More conservative premium sellers with much wider wings and smaller size may have survived, but this was not a “vol was wildly overpriced” event. The market charged a high premium for a big move, and then got a big move.
4. Post-earnings premium selling
The preview also floated the idea of waiting until after the print to sell premium once IV collapsed and the stock found a new equilibrium. That play sits outside the strict earnings-gap window, but in this case, the combination of higher spot and lower post-event IV would have set up more attractive follow-on opportunities for options income strategies.
Lessons for Future Setups
A few takeaways for similar retail/meme-adjacent names:
-
Guidance can shift the entire distribution.
Expectations were set at “inline” guidance; the actual decision to raise the outlook shifted the realized outcome toward the top of the implied range. The options tape correctly priced a big move, but the sign and extent of that move hinged almost entirely on guidance tone. -
Meme energy plus fundamentals is a potent combo.
The celebrity campaigns and social buzz created a meme layer, but the beat on revenue and margins anchored that sentiment in solid numbers. When both line up, move sizes near the top of the implied band are realistic rather than outlier tails. -
Short-dated vol can be “fair” even when it looks huge.
IV north of 190% on a three-day line will always feel extreme, but here it turned out to be roughly right. The fact that the straddle cost and realized gap were so close is a reminder that “high IV” is not automatically “overpriced IV.” -
Directional edge matters more than quibbling over a couple of percentage points of move.

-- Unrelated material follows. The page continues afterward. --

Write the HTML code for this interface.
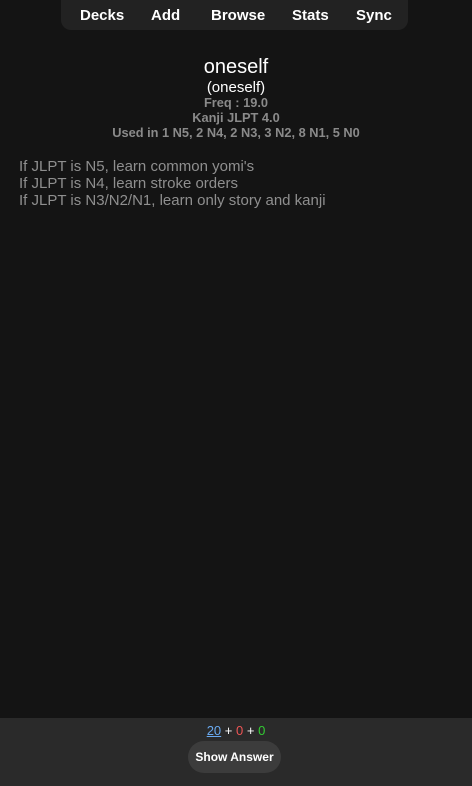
<!DOCTYPE html>
<html><head><style>
body{margin:0;width:472px;height:786px;background:#141414;font-family:"Liberation Sans",sans-serif;position:relative;overflow:hidden}
.nav{position:absolute;left:61px;top:0;width:347px;height:30px;background:#222;border-radius:0 0 10px 10px}
.nav span{position:absolute;top:7px;color:#fff;font-weight:bold;font-size:15px}
.c{position:absolute;left:0;width:472px;text-align:center}
.g{color:#8a8a8a;font-weight:bold;font-size:12.8px}
.t{position:absolute;left:19px;color:#8f8f8f;font-size:15px}
.bot{position:absolute;left:0;top:718px;width:472px;height:68px;background:#2a2a2a}
.btn{position:absolute;left:188px;top:741px;width:93px;height:32px;background:#3c3c3c;border-radius:16px;color:#fff;font-weight:bold;font-size:12px;text-align:center;line-height:32px}
</style></head><body>
<div class="nav"><span style="left:19px">Decks</span><span style="left:90px">Add</span><span style="left:150px">Browse</span><span style="left:231px">Stats</span><span style="left:295px">Sync</span></div>
<div class="c" style="top:56px;color:#fff;font-size:20px">oneself</div>
<div class="c" style="top:79px;color:#fff;font-size:15px">(oneself)</div>
<div class="c g" style="top:95px">Freq : 19.0</div>
<div class="c g" style="top:110px">Kanji JLPT 4.0</div>
<div class="c g" style="top:125px">Used in 1 N5, 2 N4, 2 N3, 3 N2, 8 N1, 5 N0</div>
<div class="t" style="top:158px">If JLPT is N5, learn common yomi's</div>
<div class="t" style="top:175px">If JLPT is N4, learn stroke orders</div>
<div class="t" style="top:192px">If JLPT is N3/N2/N1, learn only story and kanji</div>
<div class="bot"></div>
<div class="c" style="top:723px;font-size:13px;color:#fff"><span style="color:#6aaaf0;text-decoration:underline">20</span> + <span style="color:#e55">0</span> + <span style="color:#3c3">0</span></div>
<div class="btn">Show Answer</div>
</body></html>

The prediction flagged the right direction and a plausible move range. For many practical trade structures, that was far more important than whether the realized move was 14%, 16%, or 18%.
For this event, the signal did what it was supposed to do: tilt the odds modestly toward the correct direction and provide a reasonable move envelope in a noisy, sentiment-heavy retail name, while the market’s own pricing of volatility proved surprisingly well calibrated.